Sebegitu susahnya pelapor menggunakan hak jawab dan hak koreksi –bila keberatan dengan suatu berita–sebelum melapor. Padahal, itu jelas rujukannya ada di UU Pers Nomor 40 Tahun 1999. Pasal 5 dan Pasal 3.
Atau bila tak puas, dapat lapor ke Dewan Pers. Atau tempuh upaya perdata. Gugat media dan jurnalisnya pakai KUHPer. Ini yang dalam MoU antara Polri dan Dewan Pers disebut: laporan bertahap dan berjenjang. Ditandatangani tahun 2017 oleh Kapolri Tito Karnavian dan Ketua Dewan Pers.
Ada juga dua putusan Mahkamah Kontitusi. Nomor 31 Tahun 2015. Dan yang terbaru, pada November 2019. Dalam kasus Agus Slamet dan Komar Raenudin vs Wali Kota Tegal, Siti Mashito
Intinya, menyatakan pejabat yang merasa dirugikan nama baiknya harus lapor sendiri ke polisi –sebagai warga biasa–dan tak bisa diwakili atau dikuasakan. Atau orang lain mengaku mewakili pejabat itu.
Apakah Bupati Buteng Samahuddin sudah tahu, atau dikasih tahu, soal ketentuan ini oleh stafnya? Saya koq tak yakin.
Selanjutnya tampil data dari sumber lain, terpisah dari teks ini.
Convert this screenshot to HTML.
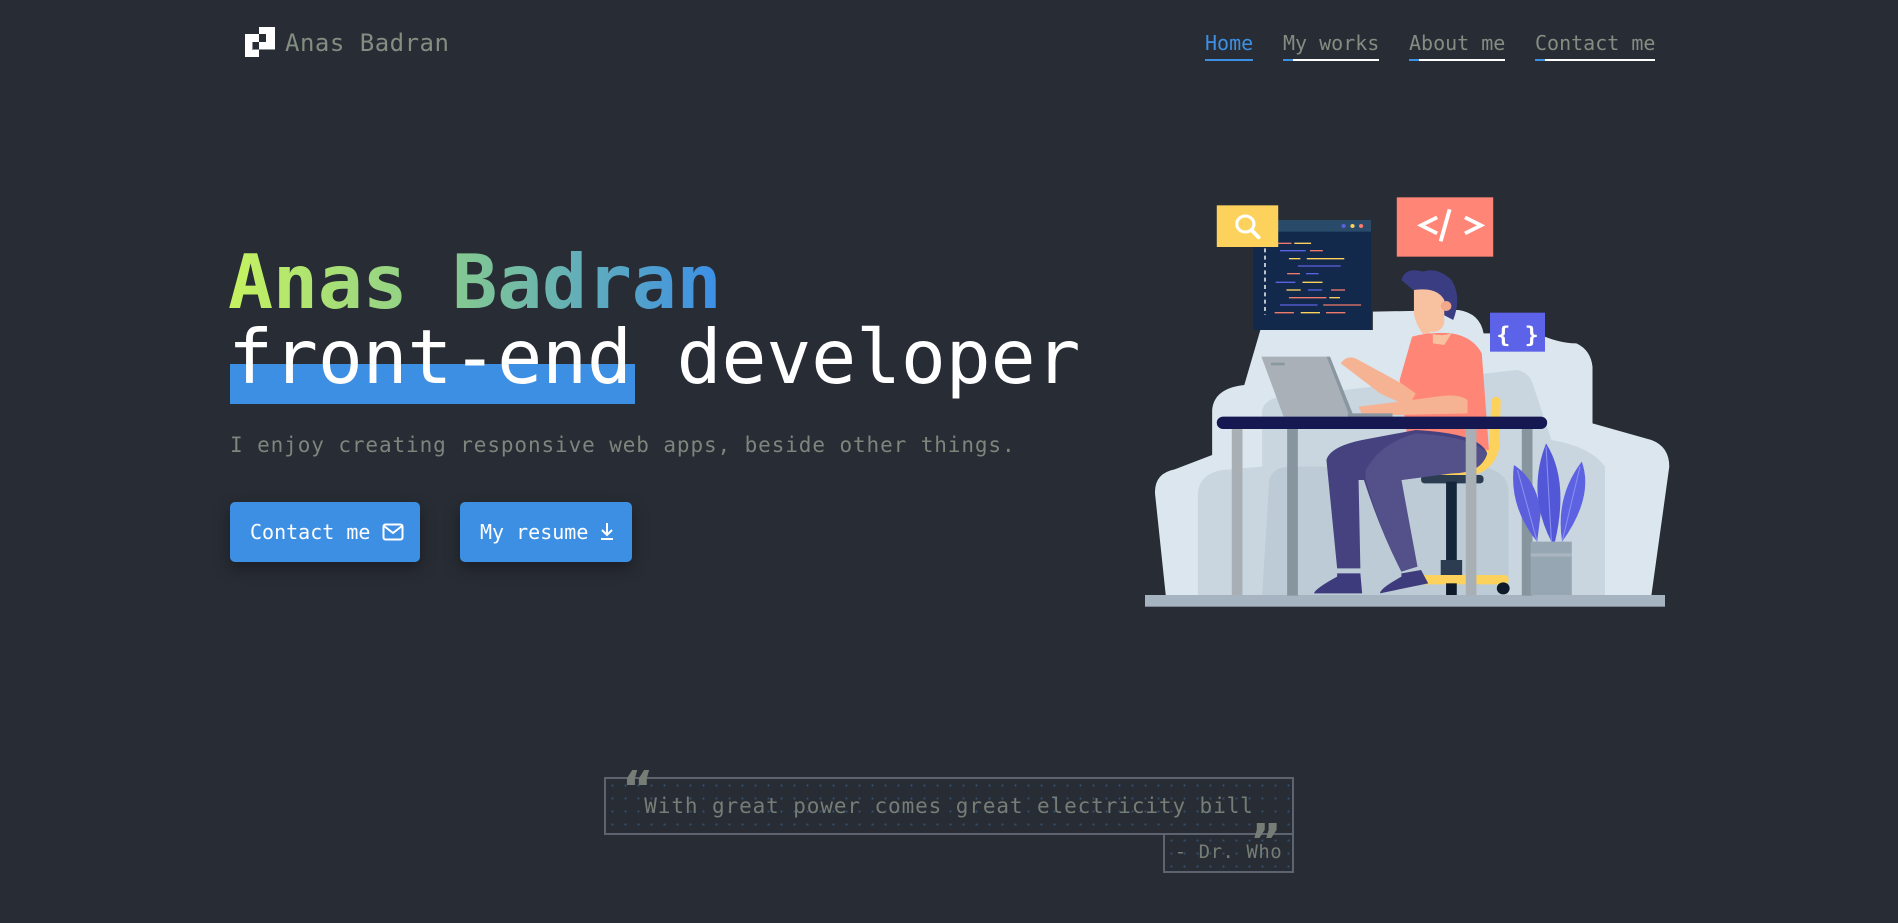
<!DOCTYPE html>
<html><head><meta charset="utf-8">
<style>
*{margin:0;padding:0;box-sizing:border-box}
html,body{width:1898px;height:923px;background:#282c34;overflow:hidden;font-family:"DejaVu Sans Mono","Liberation Mono",monospace}
.abs{position:absolute;white-space:nowrap}
.logo{left:245px;top:27px;width:30px;height:30px}
.brand{left:285px;top:29px;font-size:24px;color:#848d82;letter-spacing:0.5px}
.nav a{position:absolute;top:31px;font-size:20px;color:#848d82;text-decoration:none;line-height:24px;white-space:nowrap}
.nav a::after{content:"";position:absolute;left:0;right:0;top:28px;height:2px;background:linear-gradient(90deg,#3d8fe3 0 10px,#fff 10px)}
.nav a.h{color:#3d8fe3}
.nav a.h::after{background:#3d8fe3}
h1{position:absolute;left:228px;top:242px;font-size:75px;line-height:80px;font-weight:bold;letter-spacing:-0.3px;background:linear-gradient(90deg,#c6f35f,#7fc596 50%,#3b8fe8);-webkit-background-clip:text;background-clip:text;color:transparent;white-space:nowrap}
.bar{left:230px;top:364px;width:405px;height:40px;background:#3d8fe3}
.l2{left:228px;top:317px;font-size:75px;line-height:80px;color:#fff;letter-spacing:-0.3px}
.sub{left:230px;top:433px;font-size:21px;color:#7d857c;letter-spacing:0.9px}
.btn{position:absolute;top:502px;height:60px;background:#3d8fe3;color:#fff;border-radius:5px;font-size:20px;line-height:60px;padding-left:20px;box-shadow:0 6px 16px rgba(0,0,0,.35)}
.quote{left:604px;top:777px;width:690px;height:58px;border:2px solid #5d6470;background-image:radial-gradient(circle,#34506f 1px,transparent 1.2px);background-size:13px 13px;color:#767d76;font-size:21px;text-align:center;line-height:54px;letter-spacing:0.9px}
.auth{left:1163px;top:834px;width:131px;height:39px;border:2px solid #5d6470;border-top:none;background-image:radial-gradient(circle,#34506f 1px,transparent 1.2px);background-size:13px 13px;color:#767d76;font-size:19px;line-height:36px;text-align:center;letter-spacing:0.5px}
.qm{font-family:"DejaVu Sans",sans-serif;font-weight:bold;color:#767d76;font-size:48px;line-height:48px}
</style></head><body>
<svg class="abs logo" viewBox="0 0 30 30"><rect x="14" y="0" width="16" height="23" fill="#fff"/><rect x="0" y="7" width="14" height="23" fill="#fff"/><rect x="14" y="7" width="7" height="8" fill="#282c34"/><rect x="7" y="15" width="7" height="8" fill="#282c34"/><rect x="7" y="15" width="1" height="8" fill="#8a8f96"/><rect x="7" y="22" width="7" height="1" fill="#8a8f96"/><rect x="14" y="22" width="16" height="1" fill="#8a8f96"/></svg>
<div class="abs brand">Anas Badran</div>
<div class="nav">
<a class="h" style="left:1205px">Home</a>
<a style="left:1283px">My works</a>
<a style="left:1409px">About me</a>
<a style="left:1535px">Contact me</a>
</div>
<h1>Anas Badran</h1>
<div class="abs bar"></div>
<div class="abs l2">front-end developer</div>
<div class="abs sub">I enjoy creating responsive web apps, beside other things.</div>
<div class="btn" style="left:230px;width:190px">Contact me <svg width="22" height="18" viewBox="0 0 22 18" style="vertical-align:-2px"><rect x="1.5" y="1.5" width="19" height="15" rx="2" fill="none" stroke="#fff" stroke-width="2"/><path d="M2 3 L11 10 L20 3" fill="none" stroke="#fff" stroke-width="2"/></svg></div>
<div class="btn" style="left:460px;width:172px">My resume <svg width="14" height="20" viewBox="0 0 14 20" style="vertical-align:-2px"><path d="M7 2 V14 M2 9 L7 14 L12 9 M1 18 H13" fill="none" stroke="#fff" stroke-width="2"/></svg></div>

<svg class="abs" style="left:1130px;top:180px" width="560" height="440" viewBox="0 0 1568 1320" preserveAspectRatio="none">
<path d="M100 1245 L70 940 Q68 880 125 868 L230 825 L230 690 Q235 625 320 615 L365 450 L680 450 L680 395 L920 390 Q980 400 990 460 L1140 460 Q1200 490 1250 490 Q1290 510 1295 560 L1295 730 L1460 780 Q1510 800 1510 860 L1460 1245 Z" fill="#dbe6ee"/>
<path d="M190 1245 L190 940 Q195 880 260 870 L370 860 L370 690 Q380 650 440 650 L1080 570 Q1120 575 1130 620 L1180 780 Q1290 800 1330 860 L1330 1245 Z" fill="#c9d6df"/>
<path d="M370 1245 L390 900 Q400 860 450 860 L980 860 Q1060 870 1060 940 L1060 1245 Z" fill="#bccbd6"/>
<rect x="42" y="1245" width="1456" height="35" fill="#a6b4c2"/>
<rect x="345" y="120" width="330" height="330" fill="#13294b"/>
<rect x="345" y="120" width="330" height="35" fill="#2a4a6a"/>
<circle cx="598" cy="138" r="6" fill="#5b62e0"/><circle cx="623" cy="138" r="6" fill="#fcd25c"/><circle cx="647" cy="138" r="6" fill="#ff7a6b"/>
<g stroke-width="4">
<path d="M415 190H452" stroke="#f07a6c"/><path d="M460 190H507" stroke="#fcd25c"/>
<path d="M420 212H492" stroke="#5b62e0"/><path d="M504 212H540" stroke="#f07a6c"/>
<path d="M445 236H477" stroke="#fcd25c"/><path d="M495 236H600" stroke="#fcd25c"/>
<path d="M470 258H590" stroke="#5b62e0"/>
<path d="M440 281H476" stroke="#f07a6c"/><path d="M493 281H528" stroke="#5b62e0"/>
<path d="M408 307H463" stroke="#5b62e0"/><path d="M483 307H539" stroke="#fcd25c"/>
<path d="M438 330H478" stroke="#fcd25c"/><path d="M498 330H538" stroke="#5b62e0"/><path d="M563 330H602" stroke="#f07a6c"/>
<path d="M445 353H550" stroke="#f07a6c"/><path d="M558 353H588" stroke="#fcd25c"/>
<path d="M420 375H525" stroke="#5b62e0"/><path d="M541 375H647" stroke="#f07a6c"/>
<path d="M405 398H459" stroke="#f07a6c"/><path d="M478 398H532" stroke="#fcd25c"/><path d="M549 398H603" stroke="#f07a6c"/>
<path d="M378 205V405" stroke="#fff" stroke-dasharray="12 10"/>
</g>
<rect x="243" y="76" width="172" height="125" fill="#fcd25c"/>
<circle cx="323" cy="132" r="24" fill="none" stroke="#fff" stroke-width="9"/><path d="M340 150L360 172" stroke="#fff" stroke-width="11" stroke-linecap="round"/>
<rect x="747" y="52" width="270" height="178" fill="#ff8577"/>
<path d="M860 112L815 136L860 160 M938 112L983 136L938 160 M895 88L870 184" fill="none" stroke="#fff" stroke-width="11"/>
<rect x="1008" y="398" width="154" height="117" fill="#5d63e8"/>
<text x="1085" y="488" text-anchor="middle" font-family="DejaVu Sans Mono" font-size="66" font-weight="bold" fill="#fff">{ }</text>
<path d="M1012 660 Q1025 640 1038 660 L1035 800 Q1020 880 940 890 L820 895 L830 880 Q960 860 1005 800 Z" fill="#fcd25c"/>
<rect x="815" y="885" width="175" height="25" rx="10" fill="#2c3d52"/>
<rect x="885" y="905" width="30" height="240" fill="#14263a"/>
<rect x="870" y="1140" width="60" height="45" fill="#2c3d52"/>
<rect x="760" y="1185" width="300" height="28" rx="12" fill="#fcd25c"/>
<circle cx="1045" cy="1225" r="18" fill="#0e1a2a"/><rect x="885" y="1210" width="30" height="35" fill="#0e1a2a"/>
<path d="M760 300 Q770 260 820 275 Q860 260 900 300 Q930 350 905 420 L870 400 Z" fill="#3b3d83"/>
<path d="M795 330 Q860 320 880 360 L880 430 Q870 460 840 455 L835 490 L870 495 Q860 520 840 490 Q800 440 795 400 Z" fill="#f8c2a0"/>
<circle cx="885" cy="378" r="15" fill="#f2a98b"/>
<path d="M790 470 Q840 455 900 460 Q960 470 985 520 L1005 810 L780 800 L755 600 Z" fill="#ff8577"/>
<path d="M848 462 Q870 470 900 460 L880 495 L848 490 Z" fill="#f8c2a0"/>
<path d="M590 550 Q610 520 640 540 L760 610 L800 640 L780 680 L700 640 Z" fill="#f5b394"/>
<path d="M640 680 Q720 670 860 650 Q920 640 945 660 L945 700 L740 705 L650 705 Z" fill="#f5b394"/>
<path d="M550 840 Q560 800 650 780 L800 750 Q980 760 1000 820 Q990 870 900 880 L760 900 L800 1160 L760 1175 Q700 1050 655 900 L640 900 L645 1165 L580 1165 Z" fill="#45427f"/>
<path d="M660 870 Q700 790 800 760 Q960 770 1000 820 Q985 880 900 880 L760 900 L805 1160 L760 1175 Q700 1050 660 900 Z" fill="#545089"/>
<path d="M580 1180 L645 1180 L650 1240 L515 1240 Q520 1225 580 1190 Z" fill="#3d3b7c"/>
<path d="M760 1180 L815 1170 L835 1210 L700 1240 Q700 1225 760 1190 Z" fill="#3d3b7c"/>
<path d="M368 530 L550 530 L615 710 L430 710 Z" fill="#a9b0b7"/>
<path d="M550 530 L560 530 L625 705 L615 710 Z" fill="#8a97a0"/>
<rect x="395" y="548" width="38" height="8" fill="#8a97a0"/>
<rect x="610" y="700" width="125" height="12" fill="#8a97a0"/>
<rect x="243" y="710" width="925" height="37" rx="18" fill="#151851"/>
<rect x="285" y="747" width="30" height="500" fill="#a9b0b5"/>
<rect x="440" y="747" width="30" height="500" fill="#87959e"/>
<rect x="940" y="747" width="30" height="500" fill="#a9b0b5"/>
<rect x="1097" y="747" width="30" height="500" fill="#87959e"/>
<path d="M1140 1085 Q1060 980 1075 855 Q1140 900 1150 1000 Z" fill="#5b5fdc"/>
<path d="M1180 1085 Q1110 940 1165 790 Q1230 900 1190 1085 Z" fill="#5257d8"/>
<path d="M1210 1085 Q1190 950 1265 845 Q1300 950 1210 1085 Z" fill="#5d62e3"/>
<path d="M1165 800 L1180 1085 M1085 870 L1140 1085 M1260 860 L1210 1085" stroke="#8a8ff0" stroke-width="3" fill="none"/>
<rect x="1122" y="1085" width="115" height="160" fill="#97a6b3"/>
<rect x="1122" y="1120" width="115" height="10" fill="#a9b6c1"/>
</svg>

<div class="abs quote">With great power comes great electricity bill</div>
<div class="abs qm" style="left:622px;top:765px">&#8220;</div>
<div class="abs auth">- Dr. Who</div>
<div class="abs qm" style="left:1250px;top:818px">&#8221;</div>
</body></html>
Maafkan.
Teruntuk Sadli, tak usah sedih.
Kuatlah, bung!
Dua puluh satu tahun lalu, tempat Anda terpenjara saat ini, pernah saya tapaki. Dingin. Terkekang.
Anggaplah itu senam lahir batin untuk lenturkan otot. Mengolah ketenangan jiwa.
Menulislah terus. Sambil terus berdoa, majelis hakim yang adili kasusmu, membebaskanmu dari semua tuntutan.
Saya yakin dari dalam penjara tulisanmu akan lebih keras. Jauh lebih tajam. Menyalak pada kekuasan yang amat pongah.
Tak usah takut.
Semua yang tidak membunuhmu, akan membuatmu jauh lebih kuat.